Showing posts with label Value. Show all posts
Showing posts with label Value. Show all posts

Friday, April 6, 2012

2012, April 6



I did this sometime in December of 2011; I remember doing it at work, during the down time while I waited for people to come in and rent rooms. It's pretty basic - just me experimenting with watercolors, both shapes and colors - nothing too impressive. I'm not sure why there's a yellow dash up in the left corner. I don't remember if I was trying to do something or if it was just a mistake.

I actually found again while putting some other paintings into my big old bible to flatten out. I suppose I should crack that one open more often?

Wednesday, April 4, 2012

2012, April 4

A fake duck, sitting on a wooden board, supported by glass coke cans - dated March 16th, 2011. Just before my motorcycle accident, and just after my birthday. This is another piece from my Drawing 101 art class.

Sunday, April 1, 2012

2012, April 1

I think Emma Watson has a very strong face - a very humble kind of feminine beauty. A kind of woman that is at once incredibly attractive, but also clean and respectable - a Lady. If I end up marrying a woman who resembles her I'll count myself lucky.

Just doing some pencil practice here, shading and also experimenting with the computer. The scanner, even at it's highest detail cannot pick up on subtle shading, only strong colors or deep contrast of blacks and whites. I had to mess with the contrast levels and the white balance to get the shading to show up at all - but even now it's not quite as it looks on paper, more or less missing the shading of her left cheek and her forehead and chin.

Sunday, March 25, 2012

2012, March 26

Doing some color study with water colors - I've never been too great with the color wheel - understanding complimentary colors, dissonance, and real shading with color has been a problem for me for a long time. This was just a little fun for me, to play with flow of water and the power of colors.

Thursday, March 22, 2012

2012, March 22

The most damning evidence as to why I could never be a great artist can be found in this sketch, again from my first drawing class in college - drawing 101. Done with a mechanical pencil, in about 20 minutes. Though the start of the drawing, and the more complete portions of the skeleton show general good form, shading, and placement, I simply could not complete it.

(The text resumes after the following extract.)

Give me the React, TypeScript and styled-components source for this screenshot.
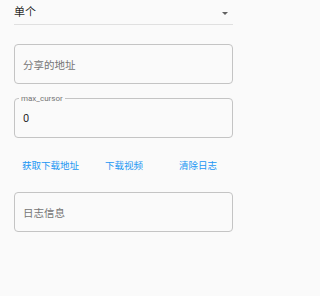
import React from 'react';
import styled, { createGlobalStyle } from 'styled-components';

const GlobalStyle = createGlobalStyle`
  html, body {
    margin: 0;
    padding: 0;
    background: #fafafa;
  }
  body {
    font-family: Roboto, "Noto Sans CJK SC", sans-serif;
  }
`;

const Page = styled.div`
  width: 247px;
  box-sizing: border-box;
  padding: 0 14px;
  display: flex;
  flex-direction: column;
`;

const Select = styled.div`
  height: 25px;
  box-sizing: border-box;
  padding-top: 6px;
  display: flex;
  justify-content: space-between;
  align-items: flex-start;
  border-bottom: 1px solid #e0e0e0;
  font-size: 11px;
  line-height: 14px;
  color: rgba(0, 0, 0, 0.87);
`;

const Caret = styled.span`
  width: 0;
  height: 0;
  margin: 6px 5px 0 0;
  border-left: 3px solid transparent;
  border-right: 3px solid transparent;
  border-top: 3px solid #616161;
`;

const Field = styled.div<{ $top: number }>`
  position: relative;
  margin-top: ${(p) => p.$top}px;
  height: 40px;
  box-sizing: border-box;
  border: 1px solid #c4c4c4;
  border-radius: 4px;
  padding: 0 8px;
  display: flex;
  align-items: center;
`;

const FloatLabel = styled.span`
  position: absolute;
  top: -5px;
  left: 4px;
  padding: 0 2px;
  background: #fafafa;
  font-size: 8px;
  line-height: 9px;
  color: #757575;
`;

const Placeholder = styled.span`
  font-size: 10.5px;
  color: #757575;
`;

const Value = styled.span`
  font-size: 11px;
  color: rgba(0, 0, 0, 0.87);
`;

const ButtonRow = styled.div`
  height: 54px;
  display: flex;
  align-items: center;
`;

const TextButton = styled.button<{ $left: number }>`
  margin-left: ${(p) => p.$left}px;
  padding: 0;
  border: none;
  background: none;
  color: #2196f3;
  font-family: Roboto, "Noto Sans CJK SC", sans-serif;
  font-size: 9.5px;
  cursor: pointer;
`;

export default function App() {
  return (
    <>
      <GlobalStyle />
      <Page>
        <Select>
          <span>单个</span>
          <Caret />
        </Select>
        <Field $top={19}>
          <Placeholder>分享的地址</Placeholder>
        </Field>
        <Field $top={14}>
          <FloatLabel>max_cursor</FloatLabel>
          <Value>0</Value>
        </Field>
        <ButtonRow>
          <TextButton $left={8}>获取下载地址</TextButton>
          <TextButton $left={26}>下载视频</TextButton>
          <TextButton $left={36}>清除日志</TextButton>
        </ButtonRow>
        <Field $top={0}>
          <Placeholder>日志信息</Placeholder>
        </Field>
      </Page>
    </>
  );
}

In the majority of my art, the brunt of the work is done quickly, and then I tire - becoming bored and eventually completely uninterested. I can't explain why, and when prodded by the teacher I could only come up with the reasoning that I had completed what I found interesting in the subject - and felt that the addition of more elements, more particulars or more detail, would be a waste of time and effort. What I felt was important was done. He seemed to think that was fine.

2012, March 22

A figure drawing done in charcoal, again from my first art class in college last year (2011) - Drawing 101. This was a good lesson in lighting and shading (we were only supposed to draw the shadows of the objects in front of us, in my case a skull, a metal mask to the left, a mannequin head to the right, and a woman with an elongated neck smoking a pipe rear/center left), how different textures react to warm, soft light and how it effects their shadows. There are distinct errors in this piece, but also things that I feel very comfortable and proud of. I really like the job I did on the skulls teeth, nose and eyes, yet I have problems with how the jaw line and cheeks came out (both proportion wise, and shading).

I wish the woman smoking in the back had had more neck definition.